--- begin INFORMATION GIVEN ---

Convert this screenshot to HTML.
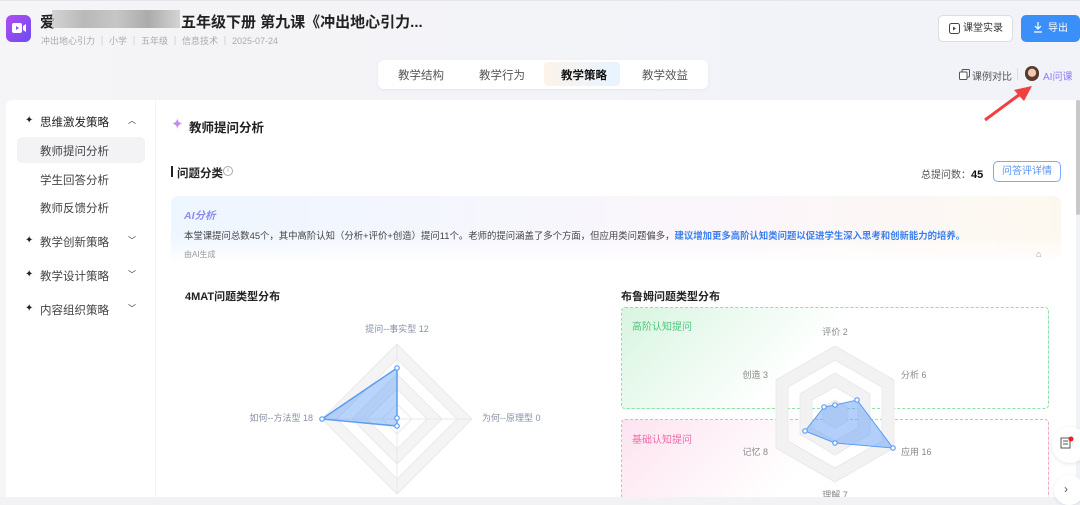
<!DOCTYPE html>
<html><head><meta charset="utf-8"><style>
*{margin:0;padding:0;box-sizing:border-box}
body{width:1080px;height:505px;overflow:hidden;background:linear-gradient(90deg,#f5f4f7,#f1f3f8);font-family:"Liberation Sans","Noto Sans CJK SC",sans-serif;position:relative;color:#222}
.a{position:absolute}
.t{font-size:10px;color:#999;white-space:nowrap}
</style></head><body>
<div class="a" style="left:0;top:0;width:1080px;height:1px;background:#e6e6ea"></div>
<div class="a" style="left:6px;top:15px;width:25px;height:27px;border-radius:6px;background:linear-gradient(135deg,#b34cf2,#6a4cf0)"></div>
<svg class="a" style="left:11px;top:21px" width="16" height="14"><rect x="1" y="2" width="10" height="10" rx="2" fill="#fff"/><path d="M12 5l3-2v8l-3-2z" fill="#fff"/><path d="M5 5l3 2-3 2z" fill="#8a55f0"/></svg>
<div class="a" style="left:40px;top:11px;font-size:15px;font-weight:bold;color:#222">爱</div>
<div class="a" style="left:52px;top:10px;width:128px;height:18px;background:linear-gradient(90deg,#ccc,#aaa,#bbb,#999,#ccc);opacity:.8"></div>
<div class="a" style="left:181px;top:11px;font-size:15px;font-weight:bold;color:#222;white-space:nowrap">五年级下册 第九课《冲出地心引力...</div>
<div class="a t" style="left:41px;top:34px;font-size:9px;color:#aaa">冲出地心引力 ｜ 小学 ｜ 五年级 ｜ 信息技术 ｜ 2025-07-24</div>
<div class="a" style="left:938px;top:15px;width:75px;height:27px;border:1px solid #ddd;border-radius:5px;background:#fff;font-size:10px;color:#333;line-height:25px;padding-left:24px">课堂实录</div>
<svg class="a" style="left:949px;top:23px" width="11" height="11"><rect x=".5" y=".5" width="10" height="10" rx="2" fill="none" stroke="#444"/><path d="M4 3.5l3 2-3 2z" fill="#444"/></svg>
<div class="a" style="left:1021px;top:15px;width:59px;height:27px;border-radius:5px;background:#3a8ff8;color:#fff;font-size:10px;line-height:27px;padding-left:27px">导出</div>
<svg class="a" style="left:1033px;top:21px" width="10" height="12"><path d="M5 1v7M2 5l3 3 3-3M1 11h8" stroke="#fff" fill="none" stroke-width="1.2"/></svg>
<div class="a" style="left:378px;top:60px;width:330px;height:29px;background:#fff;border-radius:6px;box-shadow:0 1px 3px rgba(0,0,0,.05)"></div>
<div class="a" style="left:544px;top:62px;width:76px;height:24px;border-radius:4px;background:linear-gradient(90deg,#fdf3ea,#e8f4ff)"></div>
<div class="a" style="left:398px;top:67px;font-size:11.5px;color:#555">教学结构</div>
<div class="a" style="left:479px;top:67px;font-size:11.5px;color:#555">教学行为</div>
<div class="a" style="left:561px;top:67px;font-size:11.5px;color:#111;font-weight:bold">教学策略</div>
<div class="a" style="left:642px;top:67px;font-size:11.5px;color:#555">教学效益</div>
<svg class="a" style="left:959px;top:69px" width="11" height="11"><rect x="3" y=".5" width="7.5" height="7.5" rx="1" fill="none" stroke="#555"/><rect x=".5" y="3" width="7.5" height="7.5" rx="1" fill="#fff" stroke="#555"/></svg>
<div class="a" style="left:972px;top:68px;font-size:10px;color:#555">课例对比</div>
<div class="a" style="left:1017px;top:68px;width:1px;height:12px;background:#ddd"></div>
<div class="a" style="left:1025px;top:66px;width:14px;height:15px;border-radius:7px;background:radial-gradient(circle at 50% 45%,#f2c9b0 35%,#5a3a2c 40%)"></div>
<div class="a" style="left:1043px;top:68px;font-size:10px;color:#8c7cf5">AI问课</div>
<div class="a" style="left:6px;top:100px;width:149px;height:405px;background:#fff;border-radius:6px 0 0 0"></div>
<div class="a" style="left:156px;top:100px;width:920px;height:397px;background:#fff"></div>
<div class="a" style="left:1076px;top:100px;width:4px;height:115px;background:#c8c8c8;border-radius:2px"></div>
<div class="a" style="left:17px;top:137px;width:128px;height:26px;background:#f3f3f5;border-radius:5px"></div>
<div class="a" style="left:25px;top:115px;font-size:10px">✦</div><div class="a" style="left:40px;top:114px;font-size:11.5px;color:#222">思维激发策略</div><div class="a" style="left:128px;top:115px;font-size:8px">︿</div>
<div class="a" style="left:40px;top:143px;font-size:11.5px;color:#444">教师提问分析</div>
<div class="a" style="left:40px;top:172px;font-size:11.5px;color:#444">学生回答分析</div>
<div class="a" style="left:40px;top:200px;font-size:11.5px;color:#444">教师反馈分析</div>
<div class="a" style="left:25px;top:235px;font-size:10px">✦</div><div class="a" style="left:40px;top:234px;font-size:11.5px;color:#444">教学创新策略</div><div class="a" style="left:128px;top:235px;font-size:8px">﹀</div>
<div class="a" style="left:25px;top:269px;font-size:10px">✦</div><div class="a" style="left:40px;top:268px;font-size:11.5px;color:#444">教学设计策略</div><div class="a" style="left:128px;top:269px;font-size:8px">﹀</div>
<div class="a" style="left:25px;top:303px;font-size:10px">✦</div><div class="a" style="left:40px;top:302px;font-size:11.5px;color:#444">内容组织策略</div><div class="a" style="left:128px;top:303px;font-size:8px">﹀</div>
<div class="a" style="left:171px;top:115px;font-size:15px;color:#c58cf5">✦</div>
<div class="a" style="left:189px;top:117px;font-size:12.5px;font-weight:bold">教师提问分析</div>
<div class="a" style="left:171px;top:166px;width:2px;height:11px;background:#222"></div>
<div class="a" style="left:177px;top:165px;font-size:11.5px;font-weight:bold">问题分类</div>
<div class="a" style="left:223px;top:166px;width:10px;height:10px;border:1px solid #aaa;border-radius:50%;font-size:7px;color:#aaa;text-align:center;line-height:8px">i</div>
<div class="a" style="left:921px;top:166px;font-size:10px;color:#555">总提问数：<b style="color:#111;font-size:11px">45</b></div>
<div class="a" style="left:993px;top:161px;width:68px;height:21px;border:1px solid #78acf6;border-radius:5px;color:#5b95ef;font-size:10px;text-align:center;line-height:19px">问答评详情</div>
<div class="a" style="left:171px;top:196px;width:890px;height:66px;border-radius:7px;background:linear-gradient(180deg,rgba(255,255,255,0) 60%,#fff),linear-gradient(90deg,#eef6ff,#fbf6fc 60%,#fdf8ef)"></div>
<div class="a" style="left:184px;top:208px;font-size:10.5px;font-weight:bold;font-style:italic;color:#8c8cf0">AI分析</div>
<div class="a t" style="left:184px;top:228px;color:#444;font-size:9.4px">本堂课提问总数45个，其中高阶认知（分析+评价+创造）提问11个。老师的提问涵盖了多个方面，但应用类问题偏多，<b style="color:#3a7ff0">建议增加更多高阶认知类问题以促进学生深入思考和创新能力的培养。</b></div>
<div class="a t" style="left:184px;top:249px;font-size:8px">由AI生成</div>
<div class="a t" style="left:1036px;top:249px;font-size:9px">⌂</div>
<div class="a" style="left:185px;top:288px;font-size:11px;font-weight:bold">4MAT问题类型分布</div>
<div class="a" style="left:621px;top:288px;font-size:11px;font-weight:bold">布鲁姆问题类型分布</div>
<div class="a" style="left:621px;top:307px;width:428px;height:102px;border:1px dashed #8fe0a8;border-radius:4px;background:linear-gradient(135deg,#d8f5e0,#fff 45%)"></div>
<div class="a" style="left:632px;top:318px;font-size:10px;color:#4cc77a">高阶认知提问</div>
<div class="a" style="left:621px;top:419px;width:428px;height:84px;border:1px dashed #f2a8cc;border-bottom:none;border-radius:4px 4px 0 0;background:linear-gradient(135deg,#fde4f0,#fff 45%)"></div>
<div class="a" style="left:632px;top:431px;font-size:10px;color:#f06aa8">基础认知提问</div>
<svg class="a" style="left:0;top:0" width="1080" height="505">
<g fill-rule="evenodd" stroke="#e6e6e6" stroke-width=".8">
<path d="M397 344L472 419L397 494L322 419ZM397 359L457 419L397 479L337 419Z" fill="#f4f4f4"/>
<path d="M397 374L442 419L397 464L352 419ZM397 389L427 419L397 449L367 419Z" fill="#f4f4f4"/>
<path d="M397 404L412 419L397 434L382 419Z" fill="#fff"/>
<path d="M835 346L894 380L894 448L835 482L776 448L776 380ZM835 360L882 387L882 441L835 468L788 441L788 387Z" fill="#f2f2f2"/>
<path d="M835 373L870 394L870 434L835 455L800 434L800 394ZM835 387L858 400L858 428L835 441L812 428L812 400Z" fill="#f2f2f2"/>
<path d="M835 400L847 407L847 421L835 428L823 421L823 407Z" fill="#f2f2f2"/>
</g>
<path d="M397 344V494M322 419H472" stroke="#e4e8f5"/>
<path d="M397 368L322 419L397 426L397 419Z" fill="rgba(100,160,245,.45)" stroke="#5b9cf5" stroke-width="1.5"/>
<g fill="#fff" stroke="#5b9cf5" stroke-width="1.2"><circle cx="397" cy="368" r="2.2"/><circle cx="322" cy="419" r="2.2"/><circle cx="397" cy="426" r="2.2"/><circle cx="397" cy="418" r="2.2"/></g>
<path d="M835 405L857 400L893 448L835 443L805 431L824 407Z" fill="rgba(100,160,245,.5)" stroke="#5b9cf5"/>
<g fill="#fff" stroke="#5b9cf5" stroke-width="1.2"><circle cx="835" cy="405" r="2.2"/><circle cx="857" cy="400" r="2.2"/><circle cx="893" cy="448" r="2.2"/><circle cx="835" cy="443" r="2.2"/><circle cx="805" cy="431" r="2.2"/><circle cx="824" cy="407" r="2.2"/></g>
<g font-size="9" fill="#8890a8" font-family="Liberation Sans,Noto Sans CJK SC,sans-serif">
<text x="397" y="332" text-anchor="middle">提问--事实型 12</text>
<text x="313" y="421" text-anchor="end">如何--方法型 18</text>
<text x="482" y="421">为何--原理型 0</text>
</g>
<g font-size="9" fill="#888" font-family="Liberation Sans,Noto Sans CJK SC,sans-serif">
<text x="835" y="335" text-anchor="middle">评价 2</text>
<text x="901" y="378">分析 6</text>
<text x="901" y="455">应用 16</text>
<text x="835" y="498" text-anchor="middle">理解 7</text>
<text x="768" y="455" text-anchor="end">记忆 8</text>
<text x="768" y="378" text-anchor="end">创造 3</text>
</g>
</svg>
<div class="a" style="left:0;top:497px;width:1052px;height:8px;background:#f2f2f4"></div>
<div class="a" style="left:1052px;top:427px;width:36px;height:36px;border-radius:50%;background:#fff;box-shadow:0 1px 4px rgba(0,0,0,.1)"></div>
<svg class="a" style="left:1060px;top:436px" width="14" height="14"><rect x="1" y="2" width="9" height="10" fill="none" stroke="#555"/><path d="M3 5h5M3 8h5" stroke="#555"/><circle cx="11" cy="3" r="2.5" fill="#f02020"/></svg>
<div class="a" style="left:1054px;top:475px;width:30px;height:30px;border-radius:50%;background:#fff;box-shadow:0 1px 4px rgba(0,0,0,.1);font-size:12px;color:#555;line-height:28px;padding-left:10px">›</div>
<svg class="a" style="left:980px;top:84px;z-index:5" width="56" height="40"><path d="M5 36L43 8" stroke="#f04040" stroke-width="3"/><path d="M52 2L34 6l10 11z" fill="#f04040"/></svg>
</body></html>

--- end INFORMATION GIVEN ---
--- begin INFORMATION GIVEN ---

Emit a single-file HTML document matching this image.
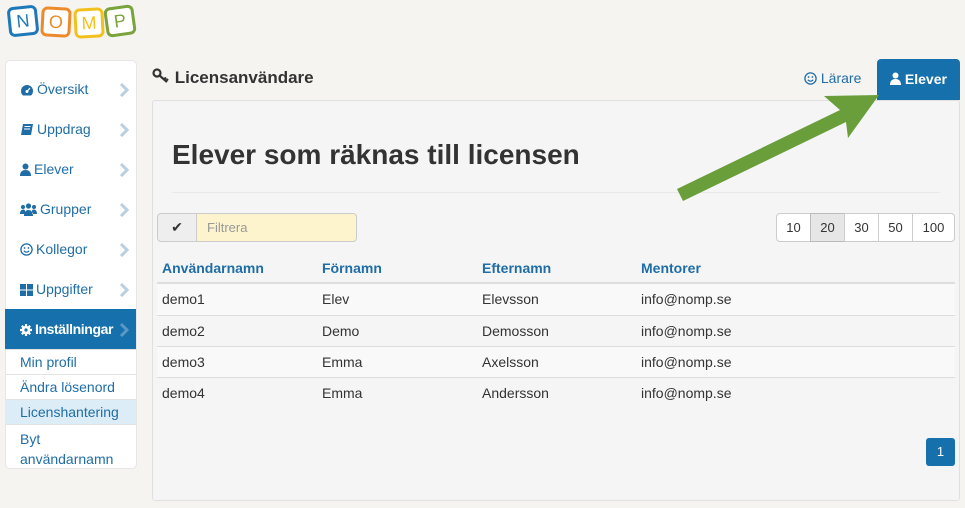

--- end INFORMATION GIVEN ---

# EXERCISE GOAL
Give only the number of lines in the entries above that contain the string "this".

# ANSWER BELOW
2